On the Symbolics Lisp Machine they then added a facility where READ can read
arbitrary things, since each thing you PRINT has a printed
representation/view, which stays connected with the original object. Thus you
can enter non-text things or non-printable things in a REPL.

> Maybe LispWorks (which I've never used) is that kind of IDE, but for CL?

Not really, it is not browser based in the sense of Smalltalk. It has browsers
for things like classes, but you do no in-place editing.

Apple Dylan or Interlisp-D were that way. Interlisp-D is a similar managed
source system like Smalltalk, but with Lisp representations and structure
editing.

> However, the inspector in Pharo can function as a nice graphical REPL. You
> can enter code in an inspector pane, evaluate it with Cmd+G, and the result
> will appear in a new inspector pane to the right of the current, and you can
> cycle back and forth through evaluation panes.

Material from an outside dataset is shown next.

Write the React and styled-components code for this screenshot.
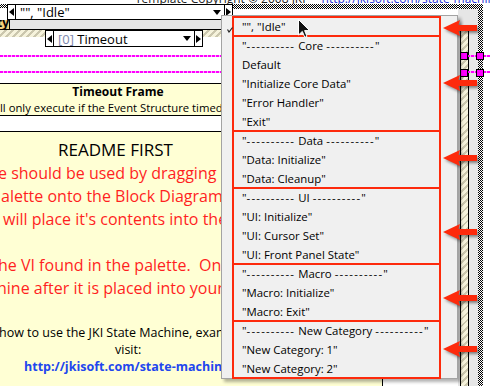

LispWorks has something where you have a REPL and an inspector in a window.
Each evaluation result in the REPL goes into the inspector and you can cycle
between inspected values back and forth.

One can also link windows in LispWorks, for example a REPL with an inspector.

------
mbil
Programming Clojure applications with CIDER[0] is a really slick experience.
By connecting through an nREPL port to a running environment you can capture
variable values like function inputs, change and re-evaluate function
definitions on the fly, and test hypotheses by calling funcs directly with
whatever input you want. Not to mention the speed of prototype iteration. This
has been invaluable when trying to quickly track down production bugs.

I've lately been working in Python, and even with IPython/Juptyer the workflow
isn't quite as magical as Clojure's.

[0]: [https://github.com/clojure-emacs/cider](https://github.com/clojure-
emacs/cider)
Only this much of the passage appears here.